Des exceptions… mais jusqu’où ?
Évidemment, il existe des exceptions. Un ministre peut refuser de répondre à une question si cela va à l’encontre de l’intérêt public, si la question concerne une affaire devant les tribunaux, ou si répondre exigerait un travail disproportionné par rapport à l’utilité de la réponse. Mais ces exceptions sont censées être précises et limitées. Or, dans la réalité, elles servent trop souvent de prétexte à un refus systématique de communiquer avec le public. Le silence devient alors la norme, et non l’exception.
Quand la culture du silence s’installe

Des citoyens laissés dans le flou
Pour le citoyen ordinaire, ce silence institutionnel est frustrant, voire révoltant. Que ce soit pour comprendre une décision de la SAAQ, obtenir des explications sur la gestion d’un dossier ou simplement recevoir une information claire sur ses droits, la réponse se fait souvent attendre… ou ne vient jamais.

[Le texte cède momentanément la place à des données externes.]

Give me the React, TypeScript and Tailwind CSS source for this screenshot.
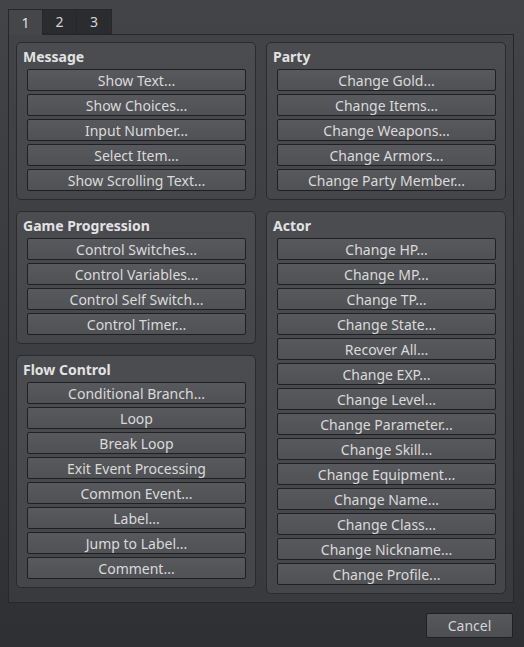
const groups = {
  message: ["Show Text...", "Show Choices...", "Input Number...", "Select Item...", "Show Scrolling Text..."],
  progression: ["Control Switches...", "Control Variables...", "Control Self Switch...", "Control Timer..."],
  flow: ["Conditional Branch...", "Loop", "Break Loop", "Exit Event Processing", "Common Event...", "Label...", "Jump to Label...", "Comment..."],
  party: ["Change Gold...", "Change Items...", "Change Weapons...", "Change Armors...", "Change Party Member..."],
  actor: [
    "Change HP...",
    "Change MP...",
    "Change TP...",
    "Change State...",
    "Recover All...",
    "Change EXP...",
    "Change Level...",
    "Change Parameter...",
    "Change Skill...",
    "Change Equipment...",
    "Change Name...",
    "Change Class...",
    "Change Nickname...",
    "Change Profile...",
  ],
}

function Group({ title, items }: { title: string; items: string[] }) {
  return (
    <div className="w-[240px] rounded-[5px] border border-[#2a2b2e] bg-gradient-to-b from-[#4b4c50] to-[#45464a] pb-[8px]">
      <div className="h-[26px] pt-[5px] pl-[6px] text-[14px] font-bold leading-[18px] text-[#e2e2e2]">{title}</div>
      <div className="flex flex-col gap-[3px] pl-[10px] pr-[9px]">
        {items.map((label) => (
          <button
            key={label}
            className="h-[22px] w-full rounded-[2px] border border-[#1f2023] bg-gradient-to-b from-[#58595d] to-[#505155] text-center text-[14px] leading-[21px] text-[#dadada]"
          >
            {label}
          </button>
        ))}
      </div>
    </div>
  )
}

export default function App() {
  return (
    <div
      className="flex h-[647px] w-[524px] flex-col bg-gradient-to-b from-[#434448] to-[#2f3034] pl-[8px] pr-[10px] pt-[9px]"
      style={{ fontFamily: '"Noto Sans", "DejaVu Sans", sans-serif' }}
    >
      <div className="flex">
        <div className="relative z-10 -mb-px flex h-[26px] w-[35px] items-center justify-center border border-b-0 border-[#26272a] bg-[#45464a] text-[14px] text-[#e0e0e0]">
          1
        </div>
        <div className="flex h-[25px] w-[34px] items-center justify-center border border-l-0 border-[#26272a] bg-[#2b2c2f] text-[14px] text-[#d6d6d6]">
          2
        </div>
        <div className="flex h-[25px] w-[35px] items-center justify-center border border-l-0 border-[#26272a] bg-[#2b2c2f] text-[14px] text-[#d6d6d6]">
          3
        </div>
      </div>
      <div className="flex h-[569px] gap-[10px] border border-[#26272a] bg-gradient-to-b from-[#424347] to-[#393a3e] pl-[7px] pt-[7px]">
        <div className="flex flex-col gap-[11px]">
          <Group title="Message" items={groups.message} />
          <Group title="Game Progression" items={groups.progression} />
          <Group title="Flow Control" items={groups.flow} />
        </div>
        <div className="flex flex-col gap-[11px]">
          <Group title="Party" items={groups.party} />
          <Group title="Actor" items={groups.actor} />
        </div>
      </div>
      <div className="flex justify-end pt-[10px] pr-[1px]">
        <button className="h-[25px] w-[87px] rounded-[2px] border border-[#1f2023] bg-gradient-to-b from-[#57585c] to-[#4d4e52] text-[14px] text-[#d4d4d4]">
          Cancel
        </button>
      </div>
    </div>
  )
}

Ce manque de communication alimente la méfiance et le cynisme envers nos institutions.
Les médias : témoins et victimes du mutisme gouvernemental
Les journalistes, qui jouent un rôle essentiel de chien de garde de la démocratie, se heurtent eux aussi à ce mur du silence. Combien d’enquêtes avortées, de dossiers incomplets, faute de réponse officielle ? Le refus de répondre devient une stratégie de gestion de crise, un moyen d’éviter les questions qui dérangent. Mais à quel prix ? Celui de la confiance du public, de la crédibilité des institutions, et, ultimement, de la santé démocratique de notre société.
Les obligations légales des gouvernements

Des lois claires, des pratiques floues
Sur le plan légal, les choses sont pourtant limpides. Les ministres et les organismes publics ont l’obligation de rendre des comptes au Parlement et, par extension, à la population. La responsabilité ministérielle implique que chaque ministre doit être prêt à expliquer et justifier ses décisions, ses actions et celles de son ministère. Les lois sur l’accès à l’information imposent la publication proactive de certains renseignements et garantissent le droit du public à la communication des documents gouvernementaux.
Des déclarations de service… mais où est le service ?
De nombreux ministères publient des déclarations de service aux citoyens, promettant diligence, accessibilité et clarté dans la communication. Mais dans les faits, ces engagements restent souvent lettre morte. Les citoyens se retrouvent face à des labyrinthes administratifs, des réponses automatisées ou, pire, à un silence radio.
Pourquoi ce refus de répondre ?

La peur de l’erreur et la gestion de l’image
Derrière ce mutisme, il y a souvent la peur de l’erreur, la crainte de dire quelque chose qui pourrait être utilisé contre l’institution ou son dirigeant. La gestion de l’image prend le pas sur la mission première du service public. Plutôt que d’assumer les erreurs ou d’expliquer les décisions impopulaires, on préfère se taire et espérer que la tempête médiatique passera.
Un manque de culture de la reddition de comptes
Le problème est aussi culturel. La reddition de comptes n’est pas suffisamment ancrée dans les pratiques administratives. Trop souvent, les fonctionnaires et les dirigeants publics oublient qu’ils sont au service de la population. Le réflexe naturel devrait être de répondre, d’expliquer, de justifier. Or, la culture du secret et de la protection institutionnelle domine encore trop souvent.
Que faire pour briser le silence ?

Exiger des comptes, collectivement
Il est temps de rappeler à nos gouvernements qu’ils nous doivent des réponses. Les citoyens, les médias, les groupes de la société civile doivent exiger plus de transparence et de communication. Les lois existent, mais elles doivent être appliquées avec rigueur et dans l’esprit d’ouverture qui les a inspirées.
Moderniser la communication gouvernementale
À l’ère des réseaux sociaux et de l’information instantanée, il est inadmissible que nos institutions publiques fonctionnent encore selon des réflexes d’un autre siècle. Il faut moderniser les pratiques, former les employés à la communication, et instaurer une véritable culture de la transparence et du service.
Conclusion : Le droit de savoir, un devoir pour nos élus

Nos gouvernements n’ont pas seulement le devoir moral, mais l’obligation légale de répondre à nos questions. Le silence n’est pas une option dans une société démocratique. Refuser de répondre, c’est refuser de rendre des comptes, c’est nier le principe même de la démocratie. Il est temps que le service public redevienne ce qu’il n’aurait jamais dû cesser d’être : un service au public, dans la transparence, le respect et la responsabilité. Exigeons des réponses. Car sans elles, il n’y a pas de démocratie véritable.